Semiempirical Hamiltonians learned from data can have accuracy comparable to Density Functional Theory

Frank Hu, Francis He, David J. Yaron (2022) 
Highlighted by Jan Jensen

Figure 7 from the paper. (c) The authors 2022. Reproduced under the BY-NC-ND licence


This paper uses ML techniques and algorithms (specifically PyTorch) to fit DFTB parameters, which results in a semiempirical quantum method (SQM) that has an accuracy similar to DFT. The advantage of such a physics-based method over a pure ML-based is that it is likely to be more transferable and requires much less training data. This should make it much easier to extend to other elements and new molecular properties, such as barriers.

Parameterising SQMs is notoriously difficult as the molecular properties depend exponentially on many of the parameters. As a result, most SQMs used today have parameterised by hand. The paper presents several methodological tricks to automate the fitting.

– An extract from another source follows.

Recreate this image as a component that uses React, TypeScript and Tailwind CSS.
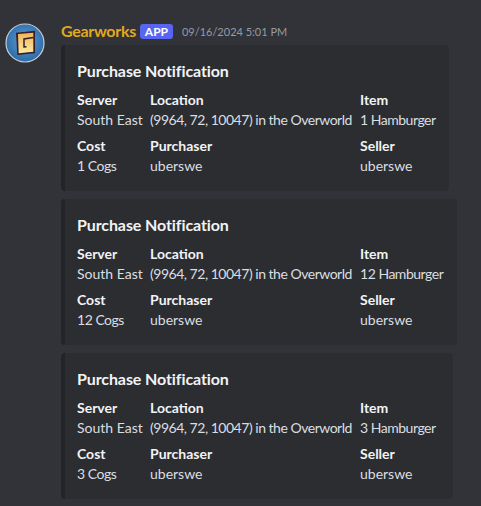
const FONT = "font-['Lato','Liberation_Sans',sans-serif]";

function Field({ label, value, tight }: { label: string; value: string; tight?: boolean }) {
  return (
    <div className="min-w-0">
      <div className="text-[14px] leading-[18px] font-bold text-[#f2f3f5]">{label}</div>
      <div className={`text-[14px] leading-[18px] mt-[2px] text-[#dbdee1] whitespace-nowrap ${tight ? "tracking-[-0.48px]" : ""}`}>{value}</div>
    </div>
  );
}

function Embed({ width, item, cost }: { width: string; item: string; cost: string }) {
  return (
    <div className={`${width} h-[146px] bg-[#2b2d31] rounded-[4px] border-l-4 border-[#232428] pt-[15px] pl-[12px]`}>
      <div className="text-[16px] leading-[22px] font-bold text-[#f2f3f5] tracking-[-0.1px]">Purchase Notification</div>
      <div className="grid grid-cols-[73px_210px_1fr] gap-y-[8px] mt-[9px]">
        <Field label="Server" value="South East" />
        <Field label="Location" value="(9964, 72, 10047) in the Overworld" tight />
        <Field label="Item" value={item} tight />
        <Field label="Cost" value={cost} tight />
        <Field label="Purchaser" value="uberswe" />
        <Field label="Seller" value="uberswe" />
      </div>
    </div>
  );
}

function Avatar() {
  return (
    <svg width="40" height="40" viewBox="0 0 40 40" className="shrink-0">
      <defs>
        <radialGradient id="bg" cx="50%" cy="45%" r="55%">
          <stop offset="0%" stopColor="#5f9fd6" />
          <stop offset="100%" stopColor="#2a6aa8" />
        </radialGradient>
        <linearGradient id="fg" x1="0" y1="0" x2="0" y2="1">
          <stop offset="0%" stopColor="#eeb655" />
          <stop offset="100%" stopColor="#fdeaa0" />
        </linearGradient>
      </defs>
      <circle cx="20" cy="20" r="19" fill="url(#bg)" stroke="#c6ccd2" strokeWidth="1.2" />
      <path d="M11 9.700 L30 7.700 L30 30.300 L12.300 32 Z" fill="#3a1c2c" />
      <path d="M13 11 L28.300 9.700 L28.300 28.700 L13.700 30.300 Z" fill="url(#fg)" />
      <path d="M28.500 14.500 L19 16 L19 24 L21.500 23.700" fill="none" stroke="#3a1c2c" strokeWidth="1.500" />
    </svg>
  );
}

export default function App() {
  return (
    <div className={`${FONT} w-[481px] h-[506px] bg-[#313338] overflow-hidden pl-[5px] pt-[23px] flex gap-[16px]`}>
      <Avatar />
      <div className="flex-1 min-w-0">
        <div className="flex items-center h-[22px] -mt-[3px]">
          <span className="text-[16px] leading-[22px] font-bold text-[#e0a91f] tracking-[-0.3px]">Gearworks</span>
          <span className="ml-[4px] h-[15px] w-[33px] text-center rounded-[3px] bg-[#5865f2] text-white text-[12px] leading-[15px] font-bold">APP</span>
          <span className="ml-[9px] text-[11px] leading-[22px] text-[#949ba4] translate-y-[1px]">09/16/2024 5:01 PM</span>
        </div>
        <div className="flex flex-col gap-[8px] mt-[3px]">
          <Embed width="w-[388px]" item="1 Hamburger" cost="1 Cogs" />
          <Embed width="w-[396px]" item="12 Hamburger" cost="12 Cogs" />
          <Embed width="w-[392px]" item="3 Hamburger" cost="3 Cogs" />
        </div>
      </div>
    </div>
  );
}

One is the use of high-order polynomial spline functions to describe how the Hamiltonian elements depend the fitting-parameters. The functions allow the computation of not only of the first derivative needed for back propagation, but also high-order derivatives, which are used for regularisation to avoid overfitting and keeping the parameters physically reasonable. Finally, the SCF and training loops are inverted to that the he charge fluctuations needed for the Fock operator are updated based on the current model parameters every 10 epochs. This enables computationally efficient back propagation during training, which is important because the training set is on the order of 100k.

Another neat feature is that the final model is simply a parameter file (SKF file), which can be read by most DFTB programs. So there is nothing new for the user to implement. However, currently the implementation is only for CNHO.


This work is licensed under a Creative Commons Attribution 4.0 International License.